EXERCISE DETAILS: Retype the material that follows, keeping every word as it is.

Records excerpted from a collection:
◇ ◇ ◇ ◇ ◇ ◇ ◇

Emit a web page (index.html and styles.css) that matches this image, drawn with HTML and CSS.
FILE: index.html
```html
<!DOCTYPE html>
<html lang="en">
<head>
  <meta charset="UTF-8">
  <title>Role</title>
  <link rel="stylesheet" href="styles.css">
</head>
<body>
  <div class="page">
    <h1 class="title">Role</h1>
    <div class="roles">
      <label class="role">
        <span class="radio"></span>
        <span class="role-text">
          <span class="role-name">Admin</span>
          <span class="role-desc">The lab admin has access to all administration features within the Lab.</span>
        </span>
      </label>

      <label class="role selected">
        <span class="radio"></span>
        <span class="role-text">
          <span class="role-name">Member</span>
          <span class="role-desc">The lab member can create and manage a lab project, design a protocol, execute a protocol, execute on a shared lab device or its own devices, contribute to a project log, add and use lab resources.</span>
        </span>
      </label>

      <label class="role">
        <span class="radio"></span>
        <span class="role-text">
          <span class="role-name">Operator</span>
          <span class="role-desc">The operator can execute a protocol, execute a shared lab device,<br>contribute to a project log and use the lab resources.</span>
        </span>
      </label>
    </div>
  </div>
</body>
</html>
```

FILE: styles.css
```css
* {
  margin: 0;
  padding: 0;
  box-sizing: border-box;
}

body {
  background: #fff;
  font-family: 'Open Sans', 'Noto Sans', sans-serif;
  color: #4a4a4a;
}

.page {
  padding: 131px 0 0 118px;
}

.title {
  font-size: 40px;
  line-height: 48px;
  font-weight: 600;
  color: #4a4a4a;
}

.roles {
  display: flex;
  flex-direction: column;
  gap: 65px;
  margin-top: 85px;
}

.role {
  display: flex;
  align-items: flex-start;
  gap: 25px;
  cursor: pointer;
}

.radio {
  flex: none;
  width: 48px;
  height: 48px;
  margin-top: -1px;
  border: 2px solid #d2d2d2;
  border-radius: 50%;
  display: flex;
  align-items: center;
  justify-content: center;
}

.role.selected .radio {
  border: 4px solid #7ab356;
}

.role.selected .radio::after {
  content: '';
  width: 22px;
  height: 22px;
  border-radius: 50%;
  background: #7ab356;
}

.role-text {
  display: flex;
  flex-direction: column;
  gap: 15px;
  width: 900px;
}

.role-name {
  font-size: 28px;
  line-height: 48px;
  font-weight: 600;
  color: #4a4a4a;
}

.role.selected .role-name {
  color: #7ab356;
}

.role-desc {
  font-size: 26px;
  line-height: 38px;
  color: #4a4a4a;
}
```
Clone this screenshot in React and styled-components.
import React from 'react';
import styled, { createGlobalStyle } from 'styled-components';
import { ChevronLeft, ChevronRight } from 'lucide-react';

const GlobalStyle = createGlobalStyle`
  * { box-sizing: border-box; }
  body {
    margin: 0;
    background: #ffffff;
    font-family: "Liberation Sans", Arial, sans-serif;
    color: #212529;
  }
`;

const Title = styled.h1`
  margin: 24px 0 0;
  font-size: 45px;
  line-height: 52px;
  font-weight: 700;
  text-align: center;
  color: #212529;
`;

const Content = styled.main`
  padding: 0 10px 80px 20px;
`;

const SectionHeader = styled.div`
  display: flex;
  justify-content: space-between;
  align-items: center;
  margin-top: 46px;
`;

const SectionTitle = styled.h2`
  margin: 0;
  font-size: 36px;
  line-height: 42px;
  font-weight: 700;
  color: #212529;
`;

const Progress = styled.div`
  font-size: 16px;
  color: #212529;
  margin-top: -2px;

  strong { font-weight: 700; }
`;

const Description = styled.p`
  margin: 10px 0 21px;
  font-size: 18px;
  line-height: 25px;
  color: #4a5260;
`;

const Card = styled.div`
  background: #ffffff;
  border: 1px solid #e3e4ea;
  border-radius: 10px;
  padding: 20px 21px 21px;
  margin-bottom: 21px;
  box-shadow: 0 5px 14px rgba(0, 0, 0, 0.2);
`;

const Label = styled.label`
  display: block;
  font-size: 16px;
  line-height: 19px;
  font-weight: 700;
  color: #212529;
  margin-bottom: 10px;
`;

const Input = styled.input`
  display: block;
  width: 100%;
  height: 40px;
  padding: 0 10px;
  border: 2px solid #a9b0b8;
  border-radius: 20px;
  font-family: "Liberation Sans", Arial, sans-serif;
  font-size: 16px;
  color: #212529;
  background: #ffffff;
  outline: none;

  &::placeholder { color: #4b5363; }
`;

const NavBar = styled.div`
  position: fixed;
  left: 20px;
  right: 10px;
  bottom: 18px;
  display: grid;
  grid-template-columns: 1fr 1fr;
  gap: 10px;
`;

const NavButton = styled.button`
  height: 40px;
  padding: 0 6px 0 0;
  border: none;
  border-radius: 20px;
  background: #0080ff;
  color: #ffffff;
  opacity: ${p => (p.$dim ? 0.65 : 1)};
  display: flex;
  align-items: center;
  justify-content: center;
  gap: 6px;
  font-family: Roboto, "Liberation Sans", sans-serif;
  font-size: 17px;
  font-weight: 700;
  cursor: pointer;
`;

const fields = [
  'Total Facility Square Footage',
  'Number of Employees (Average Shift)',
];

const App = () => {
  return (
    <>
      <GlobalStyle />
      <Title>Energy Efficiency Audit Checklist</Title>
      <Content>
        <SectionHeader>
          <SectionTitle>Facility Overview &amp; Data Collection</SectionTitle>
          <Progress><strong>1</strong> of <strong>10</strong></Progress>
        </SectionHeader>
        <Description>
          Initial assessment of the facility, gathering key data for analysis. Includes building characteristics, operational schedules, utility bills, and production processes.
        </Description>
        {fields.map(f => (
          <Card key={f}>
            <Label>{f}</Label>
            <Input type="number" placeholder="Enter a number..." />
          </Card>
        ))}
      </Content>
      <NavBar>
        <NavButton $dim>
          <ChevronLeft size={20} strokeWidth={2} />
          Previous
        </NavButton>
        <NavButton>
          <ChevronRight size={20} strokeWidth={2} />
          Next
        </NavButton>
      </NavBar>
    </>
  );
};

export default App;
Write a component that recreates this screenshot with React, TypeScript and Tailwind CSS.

◇ ◇ ◇ ◇ ◇ ◇ ◇

CORRECT ANSWER:
Emit a web page (index.html and styles.css) that matches this image, drawn with HTML and CSS.
FILE: index.html
```html
<!DOCTYPE html>
<html lang="en">
<head>
  <meta charset="UTF-8">
  <title>Role</title>
  <link rel="stylesheet" href="styles.css">
</head>
<body>
  <div class="page">
    <h1 class="title">Role</h1>
    <div class="roles">
      <label class="role">
        <span class="radio"></span>
        <span class="role-text">
          <span class="role-name">Admin</span>
          <span class="role-desc">The lab admin has access to all administration features within the Lab.</span>
        </span>
      </label>

      <label class="role selected">
        <span class="radio"></span>
        <span class="role-text">
          <span class="role-name">Member</span>
          <span class="role-desc">The lab member can create and manage a lab project, design a protocol, execute a protocol, execute on a shared lab device or its own devices, contribute to a project log, add and use lab resources.</span>
        </span>
      </label>

      <label class="role">
        <span class="radio"></span>
        <span class="role-text">
          <span class="role-name">Operator</span>
          <span class="role-desc">The operator can execute a protocol, execute a shared lab device,<br>contribute to a project log and use the lab resources.</span>
        </span>
      </label>
    </div>
  </div>
</body>
</html>
```

FILE: styles.css
```css
* {
  margin: 0;
  padding: 0;
  box-sizing: border-box;
}

body {
  background: #fff;
  font-family: 'Open Sans', 'Noto Sans', sans-serif;
  color: #4a4a4a;
}

.page {
  padding: 131px 0 0 118px;
}

.title {
  font-size: 40px;
  line-height: 48px;
  font-weight: 600;
  color: #4a4a4a;
}

.roles {
  display: flex;
  flex-direction: column;
  gap: 65px;
  margin-top: 85px;
}

.role {
  display: flex;
  align-items: flex-start;
  gap: 25px;
  cursor: pointer;
}

.radio {
  flex: none;
  width: 48px;
  height: 48px;
  margin-top: -1px;
  border: 2px solid #d2d2d2;
  border-radius: 50%;
  display: flex;
  align-items: center;
  justify-content: center;
}

.role.selected .radio {
  border: 4px solid #7ab356;
}

.role.selected .radio::after {
  content: '';
  width: 22px;
  height: 22px;
  border-radius: 50%;
  background: #7ab356;
}

.role-text {
  display: flex;
  flex-direction: column;
  gap: 15px;
  width: 900px;
}

.role-name {
  font-size: 28px;
  line-height: 48px;
  font-weight: 600;
  color: #4a4a4a;
}

.role.selected .role-name {
  color: #7ab356;
}

.role-desc {
  font-size: 26px;
  line-height: 38px;
  color: #4a4a4a;
}
```
Clone this screenshot in React and styled-components.
import React from 'react';
import styled, { createGlobalStyle } from 'styled-components';
import { ChevronLeft, ChevronRight } from 'lucide-react';

const GlobalStyle = createGlobalStyle`
  * { box-sizing: border-box; }
  body {
    margin: 0;
    background: #ffffff;
    font-family: "Liberation Sans", Arial, sans-serif;
    color: #212529;
  }
`;

const Title = styled.h1`
  margin: 24px 0 0;
  font-size: 45px;
  line-height: 52px;
  font-weight: 700;
  text-align: center;
  color: #212529;
`;

const Content = styled.main`
  padding: 0 10px 80px 20px;
`;

const SectionHeader = styled.div`
  display: flex;
  justify-content: space-between;
  align-items: center;
  margin-top: 46px;
`;

const SectionTitle = styled.h2`
  margin: 0;
  font-size: 36px;
  line-height: 42px;
  font-weight: 700;
  color: #212529;
`;

const Progress = styled.div`
  font-size: 16px;
  color: #212529;
  margin-top: -2px;

  strong { font-weight: 700; }
`;

const Description = styled.p`
  margin: 10px 0 21px;
  font-size: 18px;
  line-height: 25px;
  color: #4a5260;
`;

const Card = styled.div`
  background: #ffffff;
  border: 1px solid #e3e4ea;
  border-radius: 10px;
  padding: 20px 21px 21px;
  margin-bottom: 21px;
  box-shadow: 0 5px 14px rgba(0, 0, 0, 0.2);
`;

const Label = styled.label`
  display: block;
  font-size: 16px;
  line-height: 19px;
  font-weight: 700;
  color: #212529;
  margin-bottom: 10px;
`;

const Input = styled.input`
  display: block;
  width: 100%;
  height: 40px;
  padding: 0 10px;
  border: 2px solid #a9b0b8;
  border-radius: 20px;
  font-family: "Liberation Sans", Arial, sans-serif;
  font-size: 16px;
  color: #212529;
  background: #ffffff;
  outline: none;

  &::placeholder { color: #4b5363; }
`;

const NavBar = styled.div`
  position: fixed;
  left: 20px;
  right: 10px;
  bottom: 18px;
  display: grid;
  grid-template-columns: 1fr 1fr;
  gap: 10px;
`;

const NavButton = styled.button`
  height: 40px;
  padding: 0 6px 0 0;
  border: none;
  border-radius: 20px;
  background: #0080ff;
  color: #ffffff;
  opacity: ${p => (p.$dim ? 0.65 : 1)};
  display: flex;
  align-items: center;
  justify-content: center;
  gap: 6px;
  font-family: Roboto, "Liberation Sans", sans-serif;
  font-size: 17px;
  font-weight: 700;
  cursor: pointer;
`;

const fields = [
  'Total Facility Square Footage',
  'Number of Employees (Average Shift)',
];

const App = () => {
  return (
    <>
      <GlobalStyle />
      <Title>Energy Efficiency Audit Checklist</Title>
      <Content>
        <SectionHeader>
          <SectionTitle>Facility Overview &amp; Data Collection</SectionTitle>
          <Progress><strong>1</strong> of <strong>10</strong></Progress>
        </SectionHeader>
        <Description>
          Initial assessment of the facility, gathering key data for analysis. Includes building characteristics, operational schedules, utility bills, and production processes.
        </Description>
        {fields.map(f => (
          <Card key={f}>
            <Label>{f}</Label>
            <Input type="number" placeholder="Enter a number..." />
          </Card>
        ))}
      </Content>
      <NavBar>
        <NavButton $dim>
          <ChevronLeft size={20} strokeWidth={2} />
          Previous
        </NavButton>
        <NavButton>
          <ChevronRight size={20} strokeWidth={2} />
          Next
        </NavButton>
      </NavBar>
    </>
  );
};

export default App;
Write a component that recreates this screenshot with React, TypeScript and Tailwind CSS.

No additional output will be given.